Lurking in the depths of that scruff is something far mightier than you could ever imagine. Photo: Shutterstock.

Ladies, lay down your weapons. Your fight against the beard is now to no avail. Despite your grumbles and pleas, you can no longer stop what you’ve known for a long time would be inevitable. For now, even science has taken the side of the hipsters and the hairy. You can kiss your clean-shaven boyfriends and brothers good bye, for nothing can stall the dynamic momentum of the beard from this point forward. What began as a hip and happening trend has now become just good health. While most hygienically conscious people question and fear what lives within the shadows of dense facial hair, a recent study found an answer: some pretty good stuff.

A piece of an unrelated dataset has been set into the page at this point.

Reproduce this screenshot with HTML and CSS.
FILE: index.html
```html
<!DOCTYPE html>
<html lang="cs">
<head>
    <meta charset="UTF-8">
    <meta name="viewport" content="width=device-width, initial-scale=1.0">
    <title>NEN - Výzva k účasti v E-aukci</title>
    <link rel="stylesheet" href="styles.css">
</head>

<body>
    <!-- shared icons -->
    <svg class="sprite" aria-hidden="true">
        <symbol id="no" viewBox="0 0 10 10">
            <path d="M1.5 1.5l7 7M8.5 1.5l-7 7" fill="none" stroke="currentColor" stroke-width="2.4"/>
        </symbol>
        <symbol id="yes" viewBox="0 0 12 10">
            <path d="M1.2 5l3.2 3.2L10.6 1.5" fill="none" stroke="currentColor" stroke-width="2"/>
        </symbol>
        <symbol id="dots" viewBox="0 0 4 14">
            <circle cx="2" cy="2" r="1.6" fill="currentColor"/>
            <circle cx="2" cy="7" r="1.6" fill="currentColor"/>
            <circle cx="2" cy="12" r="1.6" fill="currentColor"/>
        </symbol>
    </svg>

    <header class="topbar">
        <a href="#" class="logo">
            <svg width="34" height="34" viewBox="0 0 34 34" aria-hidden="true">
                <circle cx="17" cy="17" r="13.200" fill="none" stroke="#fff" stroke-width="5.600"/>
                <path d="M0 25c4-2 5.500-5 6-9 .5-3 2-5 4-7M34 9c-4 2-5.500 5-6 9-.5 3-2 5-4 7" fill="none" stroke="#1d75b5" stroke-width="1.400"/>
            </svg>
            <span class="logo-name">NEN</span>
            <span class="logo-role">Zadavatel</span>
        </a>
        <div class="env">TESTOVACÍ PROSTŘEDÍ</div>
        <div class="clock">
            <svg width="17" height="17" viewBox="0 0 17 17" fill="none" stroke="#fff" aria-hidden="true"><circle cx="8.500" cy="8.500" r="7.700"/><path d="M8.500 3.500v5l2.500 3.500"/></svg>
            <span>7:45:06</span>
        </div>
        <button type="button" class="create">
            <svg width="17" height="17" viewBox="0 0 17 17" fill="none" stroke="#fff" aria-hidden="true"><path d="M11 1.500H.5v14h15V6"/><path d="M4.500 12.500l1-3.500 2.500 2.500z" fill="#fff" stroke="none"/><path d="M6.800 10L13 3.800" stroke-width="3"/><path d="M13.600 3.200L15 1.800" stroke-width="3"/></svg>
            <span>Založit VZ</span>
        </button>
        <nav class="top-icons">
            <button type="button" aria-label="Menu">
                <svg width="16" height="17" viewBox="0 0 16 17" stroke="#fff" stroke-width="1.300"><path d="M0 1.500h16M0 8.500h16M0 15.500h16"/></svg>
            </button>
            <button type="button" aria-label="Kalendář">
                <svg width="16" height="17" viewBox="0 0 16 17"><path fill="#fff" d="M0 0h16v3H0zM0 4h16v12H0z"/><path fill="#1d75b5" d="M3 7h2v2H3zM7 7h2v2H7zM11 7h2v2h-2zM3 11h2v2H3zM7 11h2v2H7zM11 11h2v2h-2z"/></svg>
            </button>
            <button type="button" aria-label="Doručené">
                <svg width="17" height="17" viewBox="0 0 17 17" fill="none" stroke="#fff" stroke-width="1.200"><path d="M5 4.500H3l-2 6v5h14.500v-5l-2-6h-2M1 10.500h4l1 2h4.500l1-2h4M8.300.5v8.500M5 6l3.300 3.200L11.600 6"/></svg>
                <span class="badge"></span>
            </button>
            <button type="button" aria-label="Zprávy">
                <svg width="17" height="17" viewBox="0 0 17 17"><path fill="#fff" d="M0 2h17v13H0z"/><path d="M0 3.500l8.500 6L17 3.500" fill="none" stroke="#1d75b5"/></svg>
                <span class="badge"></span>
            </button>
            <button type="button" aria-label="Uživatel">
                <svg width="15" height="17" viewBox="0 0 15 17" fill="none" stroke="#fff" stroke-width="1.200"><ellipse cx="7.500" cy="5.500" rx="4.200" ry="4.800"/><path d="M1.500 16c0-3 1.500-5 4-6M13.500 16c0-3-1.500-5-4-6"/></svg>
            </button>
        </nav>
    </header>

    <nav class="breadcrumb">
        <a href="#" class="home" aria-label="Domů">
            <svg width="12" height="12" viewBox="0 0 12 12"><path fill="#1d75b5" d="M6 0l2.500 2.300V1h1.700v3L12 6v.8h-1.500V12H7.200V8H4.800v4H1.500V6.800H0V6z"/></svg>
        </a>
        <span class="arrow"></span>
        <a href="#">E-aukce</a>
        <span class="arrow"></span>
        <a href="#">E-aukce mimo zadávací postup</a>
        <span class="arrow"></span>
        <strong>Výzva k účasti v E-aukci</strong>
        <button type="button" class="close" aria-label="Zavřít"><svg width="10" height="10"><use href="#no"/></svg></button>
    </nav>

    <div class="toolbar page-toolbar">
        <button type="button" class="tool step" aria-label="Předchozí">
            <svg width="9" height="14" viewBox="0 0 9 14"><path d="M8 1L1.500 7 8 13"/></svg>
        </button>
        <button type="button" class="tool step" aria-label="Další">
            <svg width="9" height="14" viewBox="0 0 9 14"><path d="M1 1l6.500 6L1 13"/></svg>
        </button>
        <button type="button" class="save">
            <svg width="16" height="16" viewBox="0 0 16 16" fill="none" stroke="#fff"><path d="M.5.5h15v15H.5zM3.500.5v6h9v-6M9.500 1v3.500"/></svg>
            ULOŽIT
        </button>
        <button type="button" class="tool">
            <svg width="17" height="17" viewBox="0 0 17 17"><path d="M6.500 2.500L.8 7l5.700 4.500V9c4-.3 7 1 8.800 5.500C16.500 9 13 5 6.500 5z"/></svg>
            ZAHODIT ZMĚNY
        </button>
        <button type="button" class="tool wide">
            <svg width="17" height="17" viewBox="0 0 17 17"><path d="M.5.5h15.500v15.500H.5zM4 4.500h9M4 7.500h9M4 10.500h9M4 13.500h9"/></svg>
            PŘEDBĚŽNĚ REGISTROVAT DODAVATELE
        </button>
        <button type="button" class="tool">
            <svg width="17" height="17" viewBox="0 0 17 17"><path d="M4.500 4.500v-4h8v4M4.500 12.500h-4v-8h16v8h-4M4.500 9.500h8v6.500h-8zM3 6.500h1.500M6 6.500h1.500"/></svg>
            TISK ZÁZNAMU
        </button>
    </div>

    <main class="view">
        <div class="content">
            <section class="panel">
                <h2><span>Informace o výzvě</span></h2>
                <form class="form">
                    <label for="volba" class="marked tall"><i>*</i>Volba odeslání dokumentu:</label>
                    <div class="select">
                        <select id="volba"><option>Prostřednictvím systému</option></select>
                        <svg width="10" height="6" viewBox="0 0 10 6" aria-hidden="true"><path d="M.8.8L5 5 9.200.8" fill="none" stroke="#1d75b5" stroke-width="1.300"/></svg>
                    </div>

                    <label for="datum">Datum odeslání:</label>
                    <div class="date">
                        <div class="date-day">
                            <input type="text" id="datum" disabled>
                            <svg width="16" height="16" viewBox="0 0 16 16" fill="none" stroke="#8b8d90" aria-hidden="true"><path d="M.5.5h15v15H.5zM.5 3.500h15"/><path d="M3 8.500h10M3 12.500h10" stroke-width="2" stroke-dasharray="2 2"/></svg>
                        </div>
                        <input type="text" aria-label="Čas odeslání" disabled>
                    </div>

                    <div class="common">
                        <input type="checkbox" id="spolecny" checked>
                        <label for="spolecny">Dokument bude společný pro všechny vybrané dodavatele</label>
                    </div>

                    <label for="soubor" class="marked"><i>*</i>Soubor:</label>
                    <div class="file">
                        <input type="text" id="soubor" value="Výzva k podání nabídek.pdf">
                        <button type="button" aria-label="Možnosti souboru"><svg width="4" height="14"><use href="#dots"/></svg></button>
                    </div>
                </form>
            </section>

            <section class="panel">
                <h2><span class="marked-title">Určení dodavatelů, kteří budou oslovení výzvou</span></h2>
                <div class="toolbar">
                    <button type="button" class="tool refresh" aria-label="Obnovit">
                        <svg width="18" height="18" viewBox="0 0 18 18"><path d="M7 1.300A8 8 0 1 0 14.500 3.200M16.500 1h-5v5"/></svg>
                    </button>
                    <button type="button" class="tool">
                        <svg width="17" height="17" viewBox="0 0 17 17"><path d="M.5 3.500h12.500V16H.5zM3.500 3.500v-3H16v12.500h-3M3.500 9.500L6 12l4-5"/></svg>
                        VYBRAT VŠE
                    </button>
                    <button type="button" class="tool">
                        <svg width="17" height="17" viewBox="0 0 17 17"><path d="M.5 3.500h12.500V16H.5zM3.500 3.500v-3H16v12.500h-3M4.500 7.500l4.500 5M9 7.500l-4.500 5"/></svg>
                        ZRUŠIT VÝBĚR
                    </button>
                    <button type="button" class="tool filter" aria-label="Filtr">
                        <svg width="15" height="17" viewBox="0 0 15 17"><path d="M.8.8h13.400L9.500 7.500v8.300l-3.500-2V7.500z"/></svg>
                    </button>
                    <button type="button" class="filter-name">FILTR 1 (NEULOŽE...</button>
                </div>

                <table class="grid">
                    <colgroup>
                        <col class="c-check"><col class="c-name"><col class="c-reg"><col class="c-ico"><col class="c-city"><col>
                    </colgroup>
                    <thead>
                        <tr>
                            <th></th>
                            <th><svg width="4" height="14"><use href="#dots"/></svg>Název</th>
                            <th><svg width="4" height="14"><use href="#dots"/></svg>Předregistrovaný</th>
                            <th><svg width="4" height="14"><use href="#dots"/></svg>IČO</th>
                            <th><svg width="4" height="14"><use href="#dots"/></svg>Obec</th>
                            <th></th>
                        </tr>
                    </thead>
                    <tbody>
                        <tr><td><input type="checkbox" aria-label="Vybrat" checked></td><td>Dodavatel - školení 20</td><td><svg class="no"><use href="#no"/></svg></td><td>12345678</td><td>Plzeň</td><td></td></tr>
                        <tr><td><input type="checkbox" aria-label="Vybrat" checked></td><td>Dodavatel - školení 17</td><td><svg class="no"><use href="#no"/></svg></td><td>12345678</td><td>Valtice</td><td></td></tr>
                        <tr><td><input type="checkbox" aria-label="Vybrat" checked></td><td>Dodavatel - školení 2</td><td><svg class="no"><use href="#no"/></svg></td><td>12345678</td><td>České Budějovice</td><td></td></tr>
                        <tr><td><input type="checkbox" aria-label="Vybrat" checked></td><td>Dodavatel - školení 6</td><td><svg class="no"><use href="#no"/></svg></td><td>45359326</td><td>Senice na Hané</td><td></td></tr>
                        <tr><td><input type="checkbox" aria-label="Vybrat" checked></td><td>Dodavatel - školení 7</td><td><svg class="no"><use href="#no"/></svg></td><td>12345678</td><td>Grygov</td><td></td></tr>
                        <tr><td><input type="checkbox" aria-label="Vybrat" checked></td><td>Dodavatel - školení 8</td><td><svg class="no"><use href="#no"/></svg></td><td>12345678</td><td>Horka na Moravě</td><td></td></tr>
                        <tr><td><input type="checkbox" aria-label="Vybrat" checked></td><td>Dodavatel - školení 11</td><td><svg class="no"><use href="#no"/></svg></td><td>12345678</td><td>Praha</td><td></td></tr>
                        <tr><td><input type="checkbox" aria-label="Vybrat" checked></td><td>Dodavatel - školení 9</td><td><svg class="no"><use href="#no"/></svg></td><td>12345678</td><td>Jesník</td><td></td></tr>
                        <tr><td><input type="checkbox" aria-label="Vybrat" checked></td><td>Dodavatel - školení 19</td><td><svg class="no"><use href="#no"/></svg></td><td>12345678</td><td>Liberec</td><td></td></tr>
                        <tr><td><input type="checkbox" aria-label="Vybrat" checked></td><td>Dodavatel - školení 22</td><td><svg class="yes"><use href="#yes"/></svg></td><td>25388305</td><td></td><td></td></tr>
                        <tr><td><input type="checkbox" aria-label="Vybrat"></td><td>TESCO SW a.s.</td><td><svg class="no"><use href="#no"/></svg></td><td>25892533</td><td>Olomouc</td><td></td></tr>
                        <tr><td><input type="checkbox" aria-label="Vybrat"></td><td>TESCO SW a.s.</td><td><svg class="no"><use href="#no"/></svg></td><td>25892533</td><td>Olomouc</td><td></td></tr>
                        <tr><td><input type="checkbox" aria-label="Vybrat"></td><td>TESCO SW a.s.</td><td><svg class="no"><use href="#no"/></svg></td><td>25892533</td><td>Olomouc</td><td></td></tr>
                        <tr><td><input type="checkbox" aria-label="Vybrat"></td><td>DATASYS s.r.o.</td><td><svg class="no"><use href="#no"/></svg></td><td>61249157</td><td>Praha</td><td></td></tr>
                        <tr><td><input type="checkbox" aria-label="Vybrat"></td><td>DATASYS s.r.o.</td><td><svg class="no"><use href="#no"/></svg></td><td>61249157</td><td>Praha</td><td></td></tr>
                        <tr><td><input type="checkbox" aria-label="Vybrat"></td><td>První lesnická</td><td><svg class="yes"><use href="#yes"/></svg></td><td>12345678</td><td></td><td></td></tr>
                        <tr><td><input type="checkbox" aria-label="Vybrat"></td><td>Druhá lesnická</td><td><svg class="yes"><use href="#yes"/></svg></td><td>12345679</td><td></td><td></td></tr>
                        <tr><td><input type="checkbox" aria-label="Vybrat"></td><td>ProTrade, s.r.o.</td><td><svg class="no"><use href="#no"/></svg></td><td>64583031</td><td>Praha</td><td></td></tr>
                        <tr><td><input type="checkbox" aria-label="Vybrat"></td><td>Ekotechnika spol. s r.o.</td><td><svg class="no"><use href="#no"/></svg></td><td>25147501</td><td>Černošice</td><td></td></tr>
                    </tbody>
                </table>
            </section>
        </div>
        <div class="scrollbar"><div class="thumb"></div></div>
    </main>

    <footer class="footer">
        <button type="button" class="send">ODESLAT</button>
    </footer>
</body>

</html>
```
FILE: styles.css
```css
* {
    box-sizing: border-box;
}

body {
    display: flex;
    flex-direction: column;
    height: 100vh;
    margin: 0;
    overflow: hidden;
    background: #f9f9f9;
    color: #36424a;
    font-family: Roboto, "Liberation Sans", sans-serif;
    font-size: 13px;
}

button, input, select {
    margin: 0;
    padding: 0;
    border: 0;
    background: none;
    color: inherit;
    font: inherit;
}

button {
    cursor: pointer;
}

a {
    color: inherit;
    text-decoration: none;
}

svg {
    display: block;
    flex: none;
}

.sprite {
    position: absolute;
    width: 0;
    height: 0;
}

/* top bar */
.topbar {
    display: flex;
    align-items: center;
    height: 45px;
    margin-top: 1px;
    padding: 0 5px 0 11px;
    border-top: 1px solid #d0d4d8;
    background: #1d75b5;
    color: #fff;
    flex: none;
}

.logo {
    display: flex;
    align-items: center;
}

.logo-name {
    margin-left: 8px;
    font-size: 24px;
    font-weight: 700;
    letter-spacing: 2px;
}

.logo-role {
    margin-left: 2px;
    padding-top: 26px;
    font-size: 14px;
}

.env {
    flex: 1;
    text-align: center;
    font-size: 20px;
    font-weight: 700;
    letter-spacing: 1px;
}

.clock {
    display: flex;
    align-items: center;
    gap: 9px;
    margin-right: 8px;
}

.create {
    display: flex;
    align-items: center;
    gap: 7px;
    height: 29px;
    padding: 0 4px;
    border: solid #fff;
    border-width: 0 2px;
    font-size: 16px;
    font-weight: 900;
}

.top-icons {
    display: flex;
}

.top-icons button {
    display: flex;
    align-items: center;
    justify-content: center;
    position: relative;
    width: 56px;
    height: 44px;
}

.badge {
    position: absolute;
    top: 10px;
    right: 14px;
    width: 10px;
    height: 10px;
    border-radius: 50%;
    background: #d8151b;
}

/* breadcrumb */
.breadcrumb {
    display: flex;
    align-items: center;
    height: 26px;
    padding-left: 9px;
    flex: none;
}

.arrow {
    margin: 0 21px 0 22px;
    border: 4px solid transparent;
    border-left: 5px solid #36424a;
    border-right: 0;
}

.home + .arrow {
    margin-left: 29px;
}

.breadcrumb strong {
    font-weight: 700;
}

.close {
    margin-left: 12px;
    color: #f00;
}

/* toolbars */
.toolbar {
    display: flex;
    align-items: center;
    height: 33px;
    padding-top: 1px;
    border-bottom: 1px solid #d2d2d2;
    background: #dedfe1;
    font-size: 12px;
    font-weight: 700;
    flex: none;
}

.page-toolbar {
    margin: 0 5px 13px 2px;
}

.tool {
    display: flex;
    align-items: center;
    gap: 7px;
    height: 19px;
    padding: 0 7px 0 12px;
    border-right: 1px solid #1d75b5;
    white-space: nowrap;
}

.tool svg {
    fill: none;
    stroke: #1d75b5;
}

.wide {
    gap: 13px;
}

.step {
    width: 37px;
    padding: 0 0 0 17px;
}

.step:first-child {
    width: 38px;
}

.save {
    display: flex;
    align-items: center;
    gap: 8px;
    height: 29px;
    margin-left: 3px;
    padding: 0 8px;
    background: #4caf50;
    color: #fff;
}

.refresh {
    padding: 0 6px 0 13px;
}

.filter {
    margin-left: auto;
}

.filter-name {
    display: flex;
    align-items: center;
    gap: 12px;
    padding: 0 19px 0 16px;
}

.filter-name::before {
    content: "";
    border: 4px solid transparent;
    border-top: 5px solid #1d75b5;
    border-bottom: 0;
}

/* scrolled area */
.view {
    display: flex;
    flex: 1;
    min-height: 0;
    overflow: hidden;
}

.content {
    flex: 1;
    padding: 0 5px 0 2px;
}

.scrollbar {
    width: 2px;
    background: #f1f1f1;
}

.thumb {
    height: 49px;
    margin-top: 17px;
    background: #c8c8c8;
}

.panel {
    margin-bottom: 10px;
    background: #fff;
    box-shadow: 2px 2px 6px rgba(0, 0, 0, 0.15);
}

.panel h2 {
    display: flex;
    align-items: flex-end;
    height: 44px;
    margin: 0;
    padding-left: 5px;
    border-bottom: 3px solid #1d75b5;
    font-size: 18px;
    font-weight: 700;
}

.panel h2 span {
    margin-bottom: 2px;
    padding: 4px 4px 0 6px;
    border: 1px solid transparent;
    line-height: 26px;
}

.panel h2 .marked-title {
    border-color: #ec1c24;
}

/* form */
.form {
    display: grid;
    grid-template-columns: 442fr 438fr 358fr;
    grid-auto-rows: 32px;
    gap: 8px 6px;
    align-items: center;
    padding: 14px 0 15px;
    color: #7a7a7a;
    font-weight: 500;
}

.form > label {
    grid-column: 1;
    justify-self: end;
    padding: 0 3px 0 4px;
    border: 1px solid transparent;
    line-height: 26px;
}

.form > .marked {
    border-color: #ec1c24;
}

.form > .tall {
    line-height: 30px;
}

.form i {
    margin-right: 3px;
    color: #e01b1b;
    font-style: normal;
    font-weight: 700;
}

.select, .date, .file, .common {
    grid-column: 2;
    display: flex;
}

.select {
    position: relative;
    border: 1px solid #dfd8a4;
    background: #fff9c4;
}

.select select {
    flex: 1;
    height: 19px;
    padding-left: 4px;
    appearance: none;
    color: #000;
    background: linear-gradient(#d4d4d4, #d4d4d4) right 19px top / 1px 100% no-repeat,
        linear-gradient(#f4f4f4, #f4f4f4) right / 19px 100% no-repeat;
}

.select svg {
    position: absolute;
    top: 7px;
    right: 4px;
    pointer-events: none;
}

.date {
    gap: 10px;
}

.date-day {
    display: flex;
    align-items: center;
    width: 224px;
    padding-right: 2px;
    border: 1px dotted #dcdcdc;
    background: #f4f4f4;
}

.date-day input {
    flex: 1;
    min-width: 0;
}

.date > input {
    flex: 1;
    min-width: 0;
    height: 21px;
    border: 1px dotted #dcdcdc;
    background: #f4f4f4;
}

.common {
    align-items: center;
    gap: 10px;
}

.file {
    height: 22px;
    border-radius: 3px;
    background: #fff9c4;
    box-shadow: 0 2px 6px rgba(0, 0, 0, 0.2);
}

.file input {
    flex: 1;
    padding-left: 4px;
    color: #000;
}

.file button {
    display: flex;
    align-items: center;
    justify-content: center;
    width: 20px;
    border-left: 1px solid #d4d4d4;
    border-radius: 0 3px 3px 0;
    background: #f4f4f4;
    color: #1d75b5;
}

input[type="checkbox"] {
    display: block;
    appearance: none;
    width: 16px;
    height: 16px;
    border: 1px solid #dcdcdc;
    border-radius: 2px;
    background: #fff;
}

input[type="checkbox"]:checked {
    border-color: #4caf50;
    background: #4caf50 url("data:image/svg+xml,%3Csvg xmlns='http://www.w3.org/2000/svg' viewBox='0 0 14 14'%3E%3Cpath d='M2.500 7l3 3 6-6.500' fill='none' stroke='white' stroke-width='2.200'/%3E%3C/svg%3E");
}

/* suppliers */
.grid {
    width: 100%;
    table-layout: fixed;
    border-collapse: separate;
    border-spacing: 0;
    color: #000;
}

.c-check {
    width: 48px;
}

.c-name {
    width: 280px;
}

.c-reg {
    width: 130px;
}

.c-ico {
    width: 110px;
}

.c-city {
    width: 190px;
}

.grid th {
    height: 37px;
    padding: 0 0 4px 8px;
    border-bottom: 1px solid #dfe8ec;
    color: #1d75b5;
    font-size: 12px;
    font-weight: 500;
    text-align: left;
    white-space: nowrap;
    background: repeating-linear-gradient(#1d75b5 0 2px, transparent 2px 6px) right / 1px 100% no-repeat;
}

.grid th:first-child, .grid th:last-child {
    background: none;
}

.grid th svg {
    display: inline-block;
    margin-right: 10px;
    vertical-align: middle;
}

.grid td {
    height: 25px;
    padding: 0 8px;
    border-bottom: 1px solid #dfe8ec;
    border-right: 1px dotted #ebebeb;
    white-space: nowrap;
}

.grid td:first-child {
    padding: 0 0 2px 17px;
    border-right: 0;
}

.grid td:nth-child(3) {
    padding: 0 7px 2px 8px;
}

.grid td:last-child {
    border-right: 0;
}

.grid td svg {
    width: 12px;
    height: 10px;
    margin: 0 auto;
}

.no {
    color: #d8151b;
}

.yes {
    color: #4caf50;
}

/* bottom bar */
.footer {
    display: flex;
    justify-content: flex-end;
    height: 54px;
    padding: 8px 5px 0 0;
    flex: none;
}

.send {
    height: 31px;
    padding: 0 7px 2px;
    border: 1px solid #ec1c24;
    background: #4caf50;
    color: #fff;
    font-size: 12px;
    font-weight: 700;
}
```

Unfortunately, hospitals are often hotspots for diseases beyond the ones for which patients are treated. MRSA, staph, and pneumonia too often infect patients admitted for other health issues. Health care staff workers are vulnerable to these diseases, and they can unintentionally facilitate their spread. It was feared that facial hair might be one of the mechanisms for transmission. For this reason, scientists working in an American hospital tested the faces of workers with facial and without for various bacteria and viruses. The results were astounding. Those without facial hair were 3x more likely to be harboring MRSA on their cleanly shaved face than those with facial hair. Talk about a plot twist.
Those without facial hair were 3x more likely to be harboring MRSA on their cleanly shaved face.
Initially, these scientists did not consider that beards fought disease. Rather, they suggested that shaving invited them. Shaving causes tiny cuts in the skin, which could potentially make convenient homes for wandering pathogens. Skipping the razor could leave the skin’s natural defenses intact giving pathogens a less friendly territory to colonize.
But the bold scientists at the BBC (Yes, apparently the BBC performs medical research on the side? Ah, the British) did not stop there. They were not content with this hypothesis, oh no. The team from “Trust Me I’m a Doctor” with the help of Dr. Adam Roberts, University College London microbiologist, swabbed a large sampling of beards. Dr. Roberts then headed to the lab to see what he could grow from the cultures collected.
Dr. Roberts eventually grew over 100 different kinds of bacteria. First thought: super gross. However, he noticed that a few of these samples clearly possessed a HBIC (head bacteria in charge). In these petri dishes, a single microbe was killing all the other bacteria around it- behaving very similarly to the fungus spore that lead to the isolation of Penicillin. Roberts singled out this little bugger, and he found it to be part of the species Staphylococcus epidermidis. Most likely this gun slinging microbe produced and secreted a kind of toxin that killed off other bacteria. Roberts isolated the microbe, and he tested its effects on a particularly drug resistant strain of E. coli (one that typically causes urinary tract infections). The beardibiotic killed the E. coli mercilessly, performing far better than other commonly used antibiotics.
For surfers, beards might be able to offer protection against infection from dirty water. A clean shaven face is an open invitation for the skin infections common in the runoff from storm drains, but a beard allows the skin’s natural defenses to work at their best. Not to mention that facial fur could contain microbes to actively fight off infection. Plus, who knows, maybe your beard hosts modern medicine’s next miracle cure.
While it’s incredibly expensive and time consuming to thoroughly test an antibiotic sufficiently to bring it to market, especially as novel a one as this, Dr. Robert’s findings do lend hope to the idea that the future of medicine might be just under our noses.